Marmee is next on the list. She’s Jo’s mother and one of the only reasons their household kept running. For the most part, she’s the same: kind, warm, motherly, and often offering sage advice. But she falls into the same trap as most of the other characters: she’s just so … lifeless. She’s a brightly colored cardboard cutout, which is strange considering the movie managed to get everything else right.


Next comes Beth, Jo’s younger sister and the quiet one of the family. One issue I have is that her growth scene is in the wrong context The main growth scene is when she consents to going to the Laurence’s house to practice on their grand piano. The lines were accurate in the movie, but the context was off. In the book, Beth consents to practicing after Marmee calls her in during a conversation with Mr. Laurence. The problem with the movie version is that she consents in front of her entire family, and that’s something Beth never would’ve done. Her shyness is a central character trait, though it does lessen somewhat. Plus Mr. Laurence would’ve been far too polite and caring of her feelings to bring that up in front of too many people.

Along with that, her peace with her imminent death is not handled well. It’s only mentioned in passing, while in the book it’s a central part of her character. Secondly, she says it in such a curt, impatient tone that the Beth of the book would never have used. Thirdly, it’s essentially thrown out there with no explanation other than “this is how it is.” Granted, since the movie cut Christianity out entirely and that’s the explanation in the book, there’s not anything else to fall back on. But I still think there could’ve been an explanation of some sort, no matter how small.

John Brooke

Then we have John Brooke, Laurie’s tutor and Meg’s eventual husband.

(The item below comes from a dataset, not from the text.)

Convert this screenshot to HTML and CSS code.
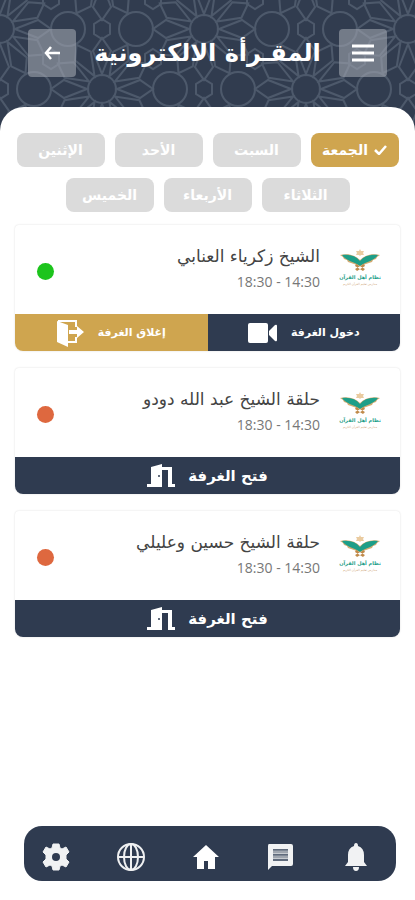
FILE: index.html
```html
<!DOCTYPE html>
<html lang="ar" dir="rtl">
<head>
<meta charset="utf-8">
<meta name="viewport" content="width=device-width, initial-scale=1">
<title>المقرأة الالكترونية</title>
<link rel="stylesheet" href="styles.css">
</head>
<body>
<svg class="defs" aria-hidden="true">
  <defs>
    <path id="petal" d="M15 0 38 9 51 0 38-9Z"/>
    <g id="quarter"><use href="#petal"/><use href="#petal" transform="rotate(30)"/><use href="#petal" transform="rotate(60)"/></g>
    <g id="rosette">
      <use href="#quarter"/><use href="#quarter" transform="rotate(90)"/><use href="#quarter" transform="rotate(180)"/><use href="#quarter" transform="rotate(270)"/>
      <circle r="14"/>
    </g>
    <path id="hex" d="M0-10 8-5V5L0 10-8 5V-5Z"/>
    <pattern id="girih" width="204" height="120" patternUnits="userSpaceOnUse" x="0" y="29">
      <g fill="none" stroke="#4d596b" stroke-width="2">
        <use href="#rosette"/><use href="#rosette" x="204"/><use href="#rosette" y="120"/><use href="#rosette" x="204" y="120"/><use href="#rosette" x="102" y="60"/>
        <circle cx="68" cy="0" r="17"/><circle cx="136" cy="0" r="17"/><circle cx="68" cy="120" r="17"/><circle cx="136" cy="120" r="17"/>
        <circle cx="34" cy="60" r="17"/><circle cx="170" cy="60" r="17"/>
        <use href="#hex" x="102"/><use href="#hex" x="102" y="120"/><use href="#hex" y="60"/><use href="#hex" x="204" y="60"/>
        <use href="#hex" x="51" y="30"/><use href="#hex" x="153" y="30"/><use href="#hex" x="51" y="90"/><use href="#hex" x="153" y="90"/>
      </g>
    </pattern>
    <symbol id="logo" viewBox="0 0 42 38">
      <path d="m21 0 1 2 3 0-1 2 1 2-3 0-1 1-1-1-3 0 1-2-1-2 3 0Z" fill="#eacba0"/>
      <path d="M1 6C9 4 16 6 21 11 26 6 33 4 41 6L38 8 37 10 34 11 33 13 30 14 21 17 12 14 9 13 8 11 5 10 4 8Z" fill="#d3ab72"/>
      <path d="M3 6C11 5 17 7 21 12 25 7 31 5 39 6 35 12 28 12 21 17 14 12 7 12 3 6Z" fill="#1d9e88"/>
      <path d="m17 15 9 5-2 2-8-5ZM25 15l-9 5 2 2 8-5Z" fill="#c08a4a"/>
      <text x="21" y="30" text-anchor="middle" direction="rtl" class="logo-name">نظام أهل القرآن</text>
      <text x="21" y="36" text-anchor="middle" direction="rtl" class="logo-sub">مدارس تعليم القرآن الكريم</text>
    </symbol>
    <symbol id="door" viewBox="0 0 30 24">
      <path d="M0 20h4V3L15 0v3h10v17h3v3h-7V6h-6v17H0Z" fill="#fff"/><circle cx="12" cy="12" r="1" fill="#2f3b50"/>
    </symbol>
  </defs>
</svg>

<header class="header">
  <svg class="header-pattern" aria-hidden="true"><rect width="100%" height="100%" fill="url(#girih)"/></svg>
  <button class="square" type="button" aria-label="القائمة">
    <svg width="22" height="20" viewBox="0 0 22 20"><path d="M0 3h22M0 10h22M0 17h22" stroke="#fff" stroke-width="3"/></svg>
  </button>
  <h1 class="title">المقـرأة الالكترونية</h1>
  <button class="square" type="button" aria-label="رجوع">
    <svg width="16" height="14" viewBox="0 0 16 14"><path d="M16 7H2M7 1 2 7l5 6" fill="none" stroke="#fff" stroke-width="2.5"/></svg>
  </button>
</header>

<main class="sheet">
  <div class="days">
    <button class="day day-active" type="button"><svg width="13" height="10" viewBox="0 0 13 10"><path d="m1 5 4 4 7-8" fill="none" stroke="#fff" stroke-width="2.5"/></svg>الجمعة</button>
    <button class="day" type="button">السبت</button>
    <button class="day" type="button">الأحد</button>
    <button class="day" type="button">الإثنين</button>
    <button class="day" type="button">الثلاثاء</button>
    <button class="day" type="button">الأربعاء</button>
    <button class="day" type="button">الخميس</button>
  </div>

  <article class="card">
    <div class="info">
      <svg class="logo"><use href="#logo"/></svg>
      <div class="text"><h2 class="name">الشيخ زكرياء العنابي</h2><p class="time" dir="ltr">18:30 - 14:30</p></div>
      <span class="dot dot-on"></span>
    </div>
    <div class="actions">
      <button class="action action-half" type="button">دخول الغرفة
        <svg width="29" height="20" viewBox="0 0 29 20"><rect width="20" height="20" rx="2" fill="#fff"/><path d="M21 8 27 2q2-1 2 1v14q0 2-2 1l-6-6Z" fill="#fff"/></svg>
      </button>
      <button class="action action-half action-gold" type="button">إغلاق الغرفة
        <svg width="27" height="28" viewBox="0 0 27 28"><path d="M0 2 11 6V28L0 23Z" fill="#fff"/><path d="M1 2H19V8M19 18v5H11" fill="none" stroke="#fff" stroke-width="2"/><path d="M12 11h8V7l7 6-7 6v-4h-8Z" fill="#fff"/></svg>
      </button>
    </div>
  </article>

  <article class="card">
    <div class="info">
      <svg class="logo"><use href="#logo"/></svg>
      <div class="text"><h2 class="name">حلقة الشيخ عبد الله دودو</h2><p class="time" dir="ltr">18:30 - 14:30</p></div>
      <span class="dot"></span>
    </div>
    <div class="actions">
      <button class="action" type="button">فتح الغرفة<svg width="30" height="24"><use href="#door"/></svg></button>
    </div>
  </article>

  <article class="card">
    <div class="info">
      <svg class="logo"><use href="#logo"/></svg>
      <div class="text"><h2 class="name">حلقة الشيخ حسين وعليلي</h2><p class="time" dir="ltr">18:30 - 14:30</p></div>
      <span class="dot"></span>
    </div>
    <div class="actions">
      <button class="action" type="button">فتح الغرفة<svg width="30" height="24"><use href="#door"/></svg></button>
    </div>
  </article>

  <nav class="nav">
    <a class="nav-link" href="#notifications" aria-label="الإشعارات"><svg width="28" height="30" viewBox="0 0 28 30"><path d="M14 1q2 0 2 3 6 2 6 9v7l3 4H3l3-4v-7q0-7 6-9 0-3 2-3ZM11 25h6q0 4-3 4t-3-4Z" fill="#f1f2f3"/></svg></a>
    <a class="nav-link" href="#messages" aria-label="الرسائل"><svg width="28" height="28" viewBox="0 0 28 28"><path d="M2 1h22q2 0 2 2v18q0 2-2 2H5l-4 4V3q0-2 1-2Z" fill="#f1f2f3"/><path d="M6 7h15M6 12h15M6 17h15" stroke="#5f6a7b" stroke-width="2"/><path d="M6 9h15M6 14h15" stroke="#a0a6af" stroke-width="3"/></svg></a>
    <a class="nav-link" href="#home" aria-label="الرئيسية"><svg width="28" height="26" viewBox="0 0 28 26"><path d="m14 1 13 12h-4v12h-7v-8h-4v8H5V13H1Z" fill="#fff"/></svg></a>
    <a class="nav-link" href="#language" aria-label="اللغة"><svg width="28" height="28" viewBox="0 0 28 28"><g fill="none" stroke="#eff0f1" stroke-width="2"><circle cx="14" cy="14" r="13"/><ellipse cx="14" cy="14" rx="7" ry="13"/><path d="M14 1v26M1 14h26"/></g></svg></a>
    <a class="nav-link" href="#settings" aria-label="الإعدادات"><svg width="28" height="28" viewBox="0 0 28 28"><path d="m11 1h6l1 4 2 1 4-2 3 5-3 3v4l3 3-3 5-4-2-2 1-1 4h-6l-1-4-2-1-4 2-3-5 3-3v-4L1 9l3-5 4 2 2-1Z" fill="#f1f2f3" stroke="#f1f2f3" stroke-linejoin="round"/><circle cx="14" cy="14" r="4" fill="#2f3b50"/></svg></a>
  </nav>
</main>
</body>
</html>
```
FILE: styles.css
```css
* {
  box-sizing: border-box;
}

body {
  margin: 0;
  min-height: 100vh;
  display: flex;
  flex-direction: column;
  background: #313c4f;
  font-family: "DejaVu Sans", sans-serif;
}

button {
  border: 0;
  padding: 0;
  font-family: inherit;
  color: #fff;
  cursor: pointer;
}

svg {
  flex: none;
}

.defs {
  position: absolute;
  width: 0;
  height: 0;
}

.header {
  position: relative;
  display: flex;
  align-items: center;
  justify-content: space-between;
  padding: 29px 28px 54px;
}

.header-pattern {
  position: absolute;
  inset: 0;
  width: 100%;
  height: 100%;
}

.square {
  position: relative;
  display: grid;
  place-items: center;
  width: 48px;
  height: 48px;
  border-radius: 4px;
  background: rgba(160, 165, 175, 0.6);
}

.title {
  position: relative;
  margin: 0;
  color: #fff;
  font-size: 24px;
  line-height: 40px;
  white-space: nowrap;
}

.sheet {
  position: relative;
  flex: 1;
  display: flex;
  flex-direction: column;
  gap: 17px;
  margin-top: -24px;
  padding: 26px 15px 19px;
  border-radius: 24px 24px 0 0;
  background: #fff;
}

.days {
  display: flex;
  flex-wrap: wrap;
  justify-content: center;
  gap: 11px 10px;
  margin-bottom: -4px;
}

.day {
  display: flex;
  align-items: center;
  justify-content: center;
  gap: 6px;
  width: 88px;
  height: 34px;
  border-radius: 8px;
  background: #dbdbdb;
  font-size: 14px;
  font-weight: bold;
}

.day-active {
  background: #cfa54f;
}

.card {
  overflow: hidden;
  border-radius: 4px 4px 8px 8px;
  background: #fff;
  box-shadow: 0 0 2px rgba(0, 0, 0, 0.15);
}

.info {
  display: flex;
  align-items: center;
  height: 89px;
  padding: 0 19px 4px 22px;
}

.logo {
  width: 42px;
  height: 38px;
}

.logo-name {
  fill: #1d9e88;
  font-size: 5px;
  font-weight: bold;
}

.logo-sub {
  fill: #d0a878;
  font-size: 3px;
}

.text {
  flex: 1;
  padding: 0 19px;
}

.name {
  margin: 0;
  color: #444;
  font-size: 17px;
  font-weight: normal;
  line-height: 28px;
}

.time {
  margin: 0;
  color: #777;
  font-family: "Open Sans", sans-serif;
  font-size: 14px;
  line-height: 24px;
  text-align: right;
}

.dot {
  width: 17px;
  height: 17px;
  margin-top: 8px;
  border-radius: 50%;
  background: #de683f;
}

.dot-on {
  background: #1cc41c;
}

.actions {
  display: flex;
  height: 37px;
}

.action {
  flex: 1;
  display: flex;
  align-items: center;
  justify-content: center;
  gap: 11px;
  background: #2f3b50;
  font-size: 15px;
  font-weight: bold;
}

.action-half {
  gap: 14px;
  font-size: 11px;
}

.action-gold {
  background: #cfa54f;
}

.nav {
  display: flex;
  align-items: center;
  justify-content: space-between;
  height: 55px;
  margin: auto 4px 0 9px;
  padding: 6px 26px 0 18px;
  border-radius: 18px;
  background: #2f3b50;
}

.nav-link {
  display: flex;
}
```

He’s much the way the books portray him, but he has the same flaw as Marmee: he’s basically a cardboard cutout of himself. Also, his entire purpose to be Meg’s love interest, while in the book he’s far more than that. He fulfills Meg’s dream of having a family, while also showing her that she can accomplish said dream without being rich. This is a perfect follow-up to Marmee’s lecture that riches are noble things, but shouldn’t be the be-all end-all of marriage, and a good example of the book’s message that marriage is a good thing if built on a solid foundation with a good man. The problem with the movie’s portrayal of Meg is that it undermines its own message. It makes love the only reason for marrying someone, instead of making it deeper.

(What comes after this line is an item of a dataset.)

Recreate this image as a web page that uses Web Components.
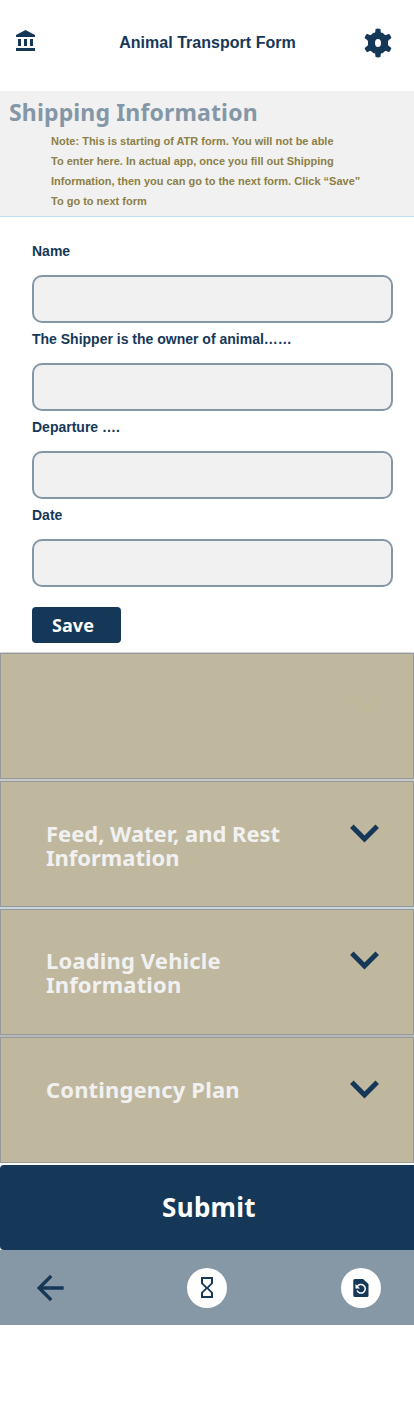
<!DOCTYPE html>
<html lang="en">
<head>
<meta charset="utf-8">
<title>Animal Transport Form</title>
<style>
body{margin:0;background:#fff;color:#163858;font-family:"Liberation Sans",Arial,sans-serif}
</style>
</head>
<body>
<transport-page></transport-page>
<script>
const define=(name,html)=>{
  const t=document.createElement('template');t.innerHTML=html;
  customElements.define(name,class extends HTMLElement{
    constructor(){super();this.attachShadow({mode:'open'}).append(t.content.cloneNode(true));}
  });
};
const tooth='M12.600.9q2.400-.8 4.800 0l.5 3.600 2.100 3H10l2.100-3z';
const teeth=[0,60,120,180,240,300].map(a=>`<path d="${tooth}" transform="rotate(${a} 15 15)"/>`).join('');
define('app-header',`<style>
:host{display:grid;grid-template-columns:92px 1fr 92px;height:91px;box-sizing:border-box;padding-bottom:6px;align-items:center}
svg{display:block}.bank{margin:-3px 0 0 15px}.gear{margin:0 0 0 41px}
h1{margin:0;padding-left:1px;text-align:center;font:bold 16px "Liberation Sans",Arial,sans-serif;letter-spacing:.03px}
</style>
<svg class="bank" width="21" height="22" viewBox="0 0 21 22" fill="currentColor"><path d="M10.500 0 20 5v2H1V5zM3 9h3v7H3zM9 9h3v7H9zM15 9h3v7h-3zM1 18h19v3H1z"/></svg>
<h1><slot></slot></h1>
<svg class="gear" width="30" height="30" viewBox="0 0 30 30"><g fill="currentColor"><path d="M10.500 4.800h9l5.500 4.700v11l-5.500 4.700h-9L5 20.500v-11z"/>${teeth}</g><ellipse cx="15" cy="15" rx="3" ry="3.900" fill="#fff"/></svg>`);
define('section-note',`<style>
:host{display:block;height:126px;box-sizing:border-box;background:#f1f1f1;border-bottom:1px solid #bfdff8;padding:6px 0 0 9px}
h2{margin:0;color:#8497a6;font:700 23px/30px "Noto Sans",sans-serif;letter-spacing:.15px;white-space:nowrap}
p{margin:4px 0 0 42px;color:#8c8046;font:bold 11px/20px "Liberation Sans",Arial,sans-serif;white-space:nowrap}
</style><h2><slot name="title"></slot></h2><p><slot></slot></p>`);
define('form-field',`<style>
:host{display:block;height:88px}
label{display:block;height:36px;font:bold 14px/24px "Liberation Sans",Arial,sans-serif;white-space:nowrap}
input{display:block;box-sizing:border-box;width:361px;height:48px;margin:0;border:2px solid #8497a6;border-radius:10px;background:#f1f1f1;outline:0}
</style><label for="f"><slot></slot></label><input id="f">`);
define('save-button',`<style>
:host{display:block}
button{display:block;width:89px;height:36px;margin:0;padding:0 7px 0 0;border:0;border-radius:4px;background:#163858;color:#fff;font:700 18px/36px "Noto Sans",sans-serif;letter-spacing:.1px}
</style><button><slot></slot></button>`);
define('form-panel',`<style>
:host{display:flex;justify-content:space-between;box-sizing:border-box;height:126px;border:1px solid #96999a;background:#bfb89f;padding:41px 34px 0 45px;box-shadow:0 2px 0 var(--gap,#c8c9c9)}
h3{margin:-2px 0 0;color:#f1f1f1;font:700 22px/24px "Noto Sans",sans-serif;letter-spacing:var(--track,.05px);white-space:nowrap}
svg{display:block;margin-top:1px;flex:none}
:host([locked]) svg{color:#bfb899}
</style><h3><slot></slot></h3>
<svg width="30" height="20" viewBox="0 0 30 20" fill="none" stroke="currentColor" stroke-width="5"><path d="M2.800 2.200 15.500 15 28.200 2.200"/></svg>`);
define('submit-button',`<style>
:host{display:block}
button{display:block;width:100%;height:85px;margin:0;padding:0 0 0 4px;border:0;border-radius:4px 0 0 4px;background:#163858;color:#fff;font:700 26px/85px "Noto Sans",sans-serif;letter-spacing:.3px}
</style><button><slot></slot></button>`);
define('bottom-nav',`<style>
:host{display:grid;grid-template-columns:187px 154px 73px;height:75px;background:#8697a5;align-items:center}
svg{display:block}.back{margin-left:36px}
span{display:grid;place-items:center;width:40px;height:40px;border-radius:50%;background:#fff}
</style>
<svg class="back" width="28" height="28" viewBox="0 0 28 28" fill="none" stroke="currentColor" stroke-width="3.300"><path d="M27.700 14H3M15.200 2 3.200 14 15.200 26"/></svg>
<span><svg width="40" height="40" viewBox="0 0 40 40"><path fill="currentColor" fill-rule="evenodd" d="M14 9h12v6.500L21.500 20l4.500 4.500V30H14v-5.500l4.500-4.500-4.500-4.500zM16 11v4l4 4 4-4v-4zM20 21l-4 4v3h8v-3z"/></svg></span>
<span><svg width="40" height="40" viewBox="0 0 40 40"><path fill="currentColor" d="M13.500 11H22l5.500 5v11.500q0 1.500-1.500 1.500h-12q-1.700 0-1.700-1.500v-15q0-1.500 1.500-1.500z"/><path fill="none" stroke="#fff" stroke-width="1.500" d="M16.200 18.700A4.300 4.300 0 1 1 16 22.500"/><path fill="#fff" d="M14.500 16v4.500h4.500z"/></svg></span>`);
define('transport-page',`<style>
:host{display:flex;flex-direction:column;width:414px;height:1402px;background:#fff;overflow:hidden}
.fields{padding:22px 0 0 32px;height:436px;box-sizing:border-box;border-bottom:1px solid #d5d6d7}
save-button{margin-top:16px}
.panels{display:grid;row-gap:2px;padding-bottom:2px;height:512px;box-sizing:border-box}
.blue{--gap:#c9d5de;--track:-.02px}.grey{--gap:#b7b8b9;--track:.15px}.last{--gap:#fff;--track:.15px}
.grey{padding-top:40px}
</style>
<app-header>Animal Transport Form</app-header>
<section-note><span slot="title">Shipping Information</span>Note: This is starting of ATR form. You will not be able<br>To enter here. In actual app, once you fill out Shipping<br>Information, then you can go to the next form. Click “Save”<br>To go to next form</section-note>
<div class="fields"><form-field>Name</form-field><form-field>The Shipper is the owner of animal……</form-field><form-field>Departure ….</form-field><form-field>Date</form-field><save-button>Save</save-button></div>
<div class="panels"><form-panel locked></form-panel><form-panel class="blue">Feed, Water, and Rest<br>Information</form-panel><form-panel class="grey">Loading Vehicle<br>Information</form-panel><form-panel class="last">Contingency Plan</form-panel></div>
<submit-button>Submit</submit-button>
<bottom-nav></bottom-nav>`);
</script>
</body>
</html>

Next is Meg herself, Jo’s older sister and almost a second mother to her. She too falls into the same trap as the other characters, becoming a cardboard cutout of herself the moment she appears in the movie. And no offense to Emma Watson, but I haven’t seen any change in her acting since she was Hermione and I don’t expect there to be any in the future. The problem with this acting is that it completely eliminates Meg’s character. She’s a motherly, romantic girl who’s rather vain and longs to be rich, faults that are essentially conquered when she marries John Brooke. But here, she exists as nothing more than Jo’s older sister and John Brooke’s love interest. Actually, they could apparently be cut without undermining the message, which is simply not true.

Mr. Bhaer

Mr. Bhaer comes next, who is Jo’s German professor friend. His biggest flaw is that he’s completely different. He’s handsome, young, speaks flawless English, and doesn’t find Jo after Beth’s death. In the book, he’s plain, has a thick accent, and is Jo’s confidante and eventual husband entirely due to his character. As with many others, the movie completely undermines its message by making Mr. Bhaer a shadow of himself. Granted, I was never really happy with Jo marrying him, but he would make the most sense. He’s meant to be kind, counseling, wise, and sincerely love Jo’s writing. In the movie, he doesn’t like her writing and doesn’t go after her when she runs away. Jo’s entire reason for marrying him is because she loves him and doesn’t want to be alone for the rest of her life. That’s not the book’s message, and it shouldn’t be the movie’s.

Laurie Laurence

Then we have Laurie Laurence, Jo’s best friend and the boy next door. He is absolutely nothing like his book counterpart, and it makes me mad. He has no emotion in the movie, and I swear the only reason Jo hangs out with him is because she prefers boys and he’s really cute. In the books, he’s energetic, mischievous, talented, and hangs out with the girls because he’s never had any female company before. He and Jo are basically alike other than their gender, and have a loving, teasing relationship that I absolutely adore. But in the movie, he’s part of a love triangle between him, Amy, and Jo, something that isn’t emphasized in the book because it doesn’t exist and that’s not its message. He exists simply as a love interest, and that’s absolutely not who he is in the book.


And finally we have Jo, the protagonist and narrator. She’s also undermined like most of the other characters. In the book, she’s spunky, impulsive, hot-tempered, and creative, and has a gentle side that’s only seen around Beth. In the movie, she has no emotion. Granted, she is more emotional than the rest, but not by much. Along with that, her character is undermined in a few important ways. She wouldn’t marry Mr. Bhaer just for love, and she sticks to that decision, even when she’s terribly lonely. She marries him because she loves him, admires him, and respects him, and he in return. That’s the book’s message, but not the movie’s. She states that she won’t marry just for love, but then contradicts herself by sending Laurie that letter and marrying Mr. Bhaer simply because she’s lonely. She also never would’ve stormed out; she respected him too much for that.

A second, and more glaring error is her feminism. Now, Jo in the book is very much against being a young lady, as she sees them as “affected, niminy-piminy chits” with little to no substance. But she would never go so far as to make the outright feminist statements she does in the movie, and she definitely would never wear pants as she did several times. She is a rebel, I’ll grant you that, but not enough of one to completely go against society.


So there you have it. Little Women 2019 is a perfectly acceptable adaptation of the book and much better than the ones before it, but one that still needs improvement. Directors need to get it straight that its message should be that someone should marry not just for love, but also because the other person admires and respects you as you do in return. All in all, I think it’s worth a watch. But (as is the case with most adaptations), if you want a true picture of the story’s message, read the book.